Beyond the pure financials, there are intangible benefits that impact the “value” payback. A battery storage system provides a degree of energy resilience. During a localized power outage, a Balkonkraftwerk with a battery can keep your lights, router, and refrigerator running, which is a significant advantage that a grid-tied system without storage cannot offer. This peace of mind and increased self-sufficiency is a real benefit for many homeowners and renters, even if it’s hard to assign a precise euro value to it. You’re also directly reducing your carbon footprint by displacing grid power, which is still generated in part by fossil fuels.

Finally, government policies can influence the economics. While Germany doesn’t typically offer direct purchase subsidies for small plug-in systems like it does for larger rooftop installations, the regulatory framework is favorable. The simplified registration process and the permission to operate these devices are forms of support that reduce administrative burdens. It’s always worth checking with your local municipality or energy provider for any potential local incentives or special tariffs for solar self-consumers.

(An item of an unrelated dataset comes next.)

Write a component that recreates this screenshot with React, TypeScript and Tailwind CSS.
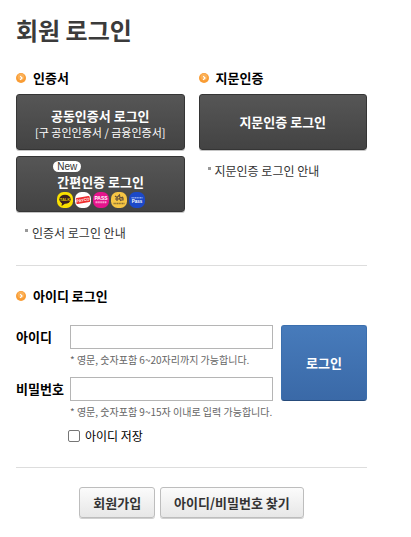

In essence, pinning down an exact payback period is tricky because it’s deeply personal. A tech-savvy household that shifts laundry and dishwasher use to daylight hours will see a faster return than a home that is empty all day. A south-facing balcony outperforms a north-facing one. The most accurate way to determine your potential payback is to use your last 12 months of electricity bills to understand your consumption, observe your balcony’s sun exposure throughout the year, and get quotes for specific systems to understand the real costs. The trend, however, is clear: as electricity prices continue to rise, the financial argument for generating and storing your own power becomes stronger every year.